Connecting a computer or electronic apparatus to a network for data transmission can be done by a cable connection technique or a wireless transmission protocol. A cable connection technique needs the installation of a network connector. Further, following the development of network application technology, network data transmission capacity has been greatly increased. To satisfy the demand for high data transmission capacity, network transmission speed has been greatly improved from the early 10 Mbps to 100 Mbps or 1 Gbps. Nowadays, fiber-optic network transmission speed can be as high as 10 Gbps and up. When under the network transmission speed of 10 Mbps, Manchester coding is adopted. Because the waveform of the signal being transmitted through the cable at 10 Mbps is symmetric (see FIG. 7), in case of signal distortion or signal error, signal compensation can be performed using this symmetric characteristic, obtaining integral and accurate signal data. When under the network transmission speed of 100 Mbps, 3-level ternary code is used. This 3-level ternary code is to cut out bitstream into 8-bit bytes, enabling each 8-bit byte to be converted into a respective 6-symbol codeword. Thus, the required clock frequency can be reduced from 33.3 MHz to 25 MHz without surpassing the tolerable limit of 30 MHz of a double twisted cable.
However, when under the network transmission speed of 1 Gbps, the clock frequency is 125 MHz, and the 4D-PAM5 code is used. According to this 4D-PAM5 code, each level represents a symbol, and each symbol represents a 2-bits data. Thus, signal can be greatly compressed to enhance the transmission speed. However, the waveform of this signal is asymmetric (see FIG. 8). In order to prevent distortion or failure due to removal of network signal (the part of negative voltage), a bias must be provided, enabling signal to be smoothly transmitted in the positive voltage.

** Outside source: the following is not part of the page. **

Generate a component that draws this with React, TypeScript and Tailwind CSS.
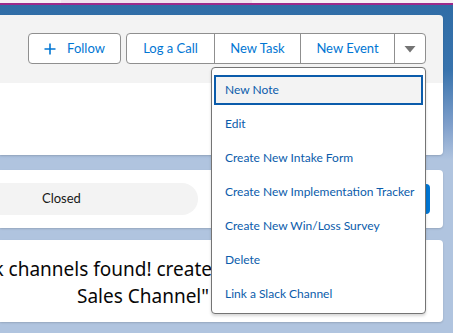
import React from "react";

const menuItems = [
  "New Note",
  "Edit",
  "Create New Intake Form",
  "Create New Implementation Tracker",
  "Create New Win/Loss Survey",
  "Delete",
  "Link a Slack Channel",
];

export default function App() {
  return (
    <div
      className="relative w-[453px] h-[333px] overflow-hidden bg-[linear-gradient(180deg,#2f6ca6_0px,#3873ad_70px,#7f9fcb_125px,#b0c4df_160px,#b0c4df_333px)]"
      style={{ fontFamily: "Lato, 'Noto Sans', sans-serif" }}
    >
      {/* top strips */}
      <div className="flex h-[3px] bg-[#f7f0f5]">
        <div className="w-[61px]" />
        <div className="w-[191px] bg-[#f2e1ee]" />
      </div>
      <div className="h-[2px] bg-[#9c2a8b]" />
      <div className="h-[10px]" />

      <div className="flex flex-col pr-[10px]">
        {/* header card */}
        <div className="flex flex-col rounded-tr-[4px] rounded-br-[4px] shadow-[0_1px_2px_rgba(0,0,0,0.15)] overflow-hidden">
          <div className="h-[68px] bg-[#f3f3f3] flex justify-end items-start pt-[18px] pr-[17px]">
            <button className="h-[31px] w-[93px] flex items-center justify-center gap-[10px] border border-[#8f8f8f] rounded-[4px] bg-white text-[#0176d3] text-[13px]">
              <svg width="12" height="12" viewBox="0 0 12 12" className="mr-[1px]">
                <path d="M6 0.5v11M0.5 6h11" stroke="#0176d3" strokeWidth="1.6" />
              </svg>
              <span>Follow</span>
            </button>
            <div className="ml-[5px] h-[31px] flex border border-[#8f8f8f] rounded-[4px] bg-white text-[#0176d3] text-[13px]">
              <div className="w-[88px] flex items-center justify-center border-r border-[#8f8f8f]">Log a Call</div>
              <div className="w-[86px] flex items-center justify-center border-r border-[#8f8f8f]">New Task</div>
              <div className="w-[94px] flex items-center justify-center border-r border-[#8f8f8f]">New Event</div>
              <div className="w-[30px] flex items-center justify-center">
                <svg width="12" height="8" viewBox="0 0 12 8">
                  <path d="M0.5 1h11L6 7.5z" fill="#747474" />
                </svg>
              </div>
            </div>
          </div>
          <div className="h-[72px] bg-white" />
        </div>

        <div className="h-[15px]" />

        {/* status card */}
        <div className="h-[58px] bg-white rounded-r-[4px] shadow-[0_1px_2px_rgba(0,0,0,0.15)] flex items-center pr-[13px]">
          <div className="w-[198px] h-[32px] rounded-r-[16px] bg-[#f3f3f3] flex items-center pl-[42px] text-[13px] text-[#181818]">
            Closed
          </div>
          <div className="flex-1" />
          <div className="w-[30px] h-[30px] rounded-[4px] bg-[#0176d3]" />
        </div>

        <div className="h-[12px]" />

        {/* slack card */}
        <div
          className="h-[82px] bg-white rounded-r-[4px] shadow-[0_1px_2px_rgba(0,0,0,0.15)] overflow-hidden pt-[16px] text-[19px] text-[#080707] leading-[27px]"
          style={{ fontFamily: "'Noto Sans', sans-serif" }}
        >
          <div className="w-[212px] flex justify-end whitespace-nowrap">
            <span>k channels found! create</span>
          </div>
          <div className="w-[209px] flex justify-end whitespace-nowrap">
            <span>Sales Channel"</span>
          </div>
        </div>
      </div>

      {/* dropdown menu */}
      <div className="absolute left-[211px] top-[67px] w-[215px] h-[247px] bg-white border border-[#747474] rounded-[4px] shadow-[0_2px_3px_rgba(0,0,0,0.16)] pt-[5px] px-[1px]">
        {menuItems.map((item, i) => (
          <div key={item} className="h-[34px] px-[1px] py-[2px]">
            <div
              className={
                i === 0
                  ? "h-[30px] flex items-center pl-[9px] border-2 border-[#0b5cab] bg-[#f3f3f3] text-[12px] text-[#0b5cab] whitespace-nowrap"
                  : "h-[30px] flex items-center pl-[9px] border-2 border-transparent text-[12px] text-[#0b5cab] whitespace-nowrap"
              }
            >
              {item}
            </div>
          </div>
        ))}
      </div>
    </div>
  );
}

A conventional network connector has built therein transformer modules and common-mode suppression modules. As shown in FIG. 9, a conventional network connector comprises a circuit board A, and multiple transformer coils B and filter coils C installed in the circuit board A. The transformer coils B and the filter coils C each comprise a wire core D, and a lead wire D1 wound round the wire core D with the ends thereof bonded to respective contacts at the circuit board A. Because the winding of the transformer coils B and the filter coils C cannot be achieved by an automatic machine and must be done by labor, the fabrication efficiency of this kind of network connector is low. Further, the lead wire may be broken easily during winding, thereby increasing the cost. Further, fabrication by labor cannot accurately control the coil winding tightness and number of turns, affecting product quality stability.
Further, Taiwan Patent Application 101207955, or the Patent Number M436860 published on Patent Gazette on Sep. 1, 2012, issued to the present inventor, discloses a network signal processing circuit. According to this design, as shown in FIG. 10, the network signal processing circuit, referenced by E, has its two opposite ends respectively electrically connected to a network connector E1 and a network-on-chip E2. The network signal processing circuit E comprises a plurality of channels E3, a plurality of signal coupling capacitors E4 respectively coupled to the channels E3, and a plurality of inductors E5 electrically connected in series to the signal coupling capacitors E4. The inductors E5 are electrically connected to a bias providing terminal E51, a voltage stabilizing capacitor E52 and a grounding terminal E53. The bias providing terminal E51 provides a DC voltage level through the inductors E5 to the channels E3, keeping the signals being transmitted through the channels E3 within the positive voltage range. Therefore, signals being transmitted through the channels E3 will not be cut off, avoiding distortion and ensuring signal integrality. Further, the inductors E5 has the characteristics of being in an open circuit to DC voltage and close circuit to AC high-frequency signal. When the bias providing terminal E51 provides a DC voltage level to the inductors E5, the inductance value will be lowered for enabling the bias voltage to pass, isolating the high-frequency network signal, and therefore voltage signal can simply be transmitted through the channels E3 and will not be shunted to the ground. Further, the voltage stabilizing capacitor E52 and the grounding terminal E53 can balance the voltage value of the channels E3. However, voltage stabilizing capacitor E52 and the grounding terminal E53 will also cause the power supply provided by the bias providing terminal E51 to be grounded, causing a significant power loss.
Therefore, there is a strong demand for a network signal processing circuit assembly, which eliminates the drawbacks of the aforesaid prior art designs.